Show jumping began only to achieve its recognition in the second half of the eighteen century. The first mention of it in a cavalry manual was in France in 1788. It was about another 100 years before showjumping (as opposed to steeplechasing) was officially recorded and it sprang up rapidly in various parts of the world.
By the turn of the century, the sport was established internationally. The first International Horse Show was held at Olympia in London in 1907 and was included in the Olympic Games at Stockholm in 1912. The agility and ability of the horse soon became clear and a new and exciting form of horsemanship was created - showjumping. Show jumping is a sport that reaches millions of people and is a sport enjoyed by the equine enthusiast, the professional and those who have never been on or near a horse in their lives. It is also one of the only sports where men and women compete on equal terms across all age groups.

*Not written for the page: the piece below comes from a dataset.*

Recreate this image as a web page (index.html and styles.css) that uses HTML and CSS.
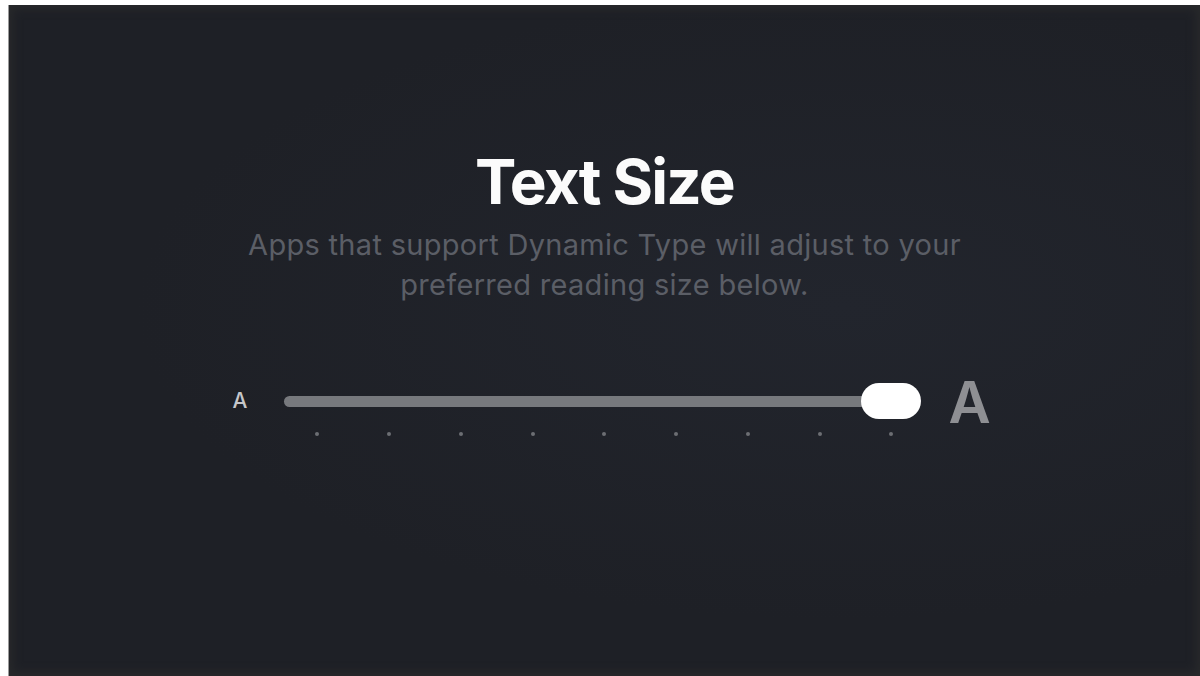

Show jumping tests the accuracy and athletic ability of both horse and rider. Competitions take place indoors and outdoors and the sport is enjoyed all year round. There are a number of different heights at which horse and rider compete at, ranging from 70cm through to 1.60m. Riders lead their horses around a course, jumping over a series of obstacles of varying lengths and heights in an allotted amount of time. Riders are penalized if a horse knocks down a railing, refuses to jump over an obstacle, touches a water jump, or falls down. Whichever rider clears the course with the fewest penalties is declared the winner.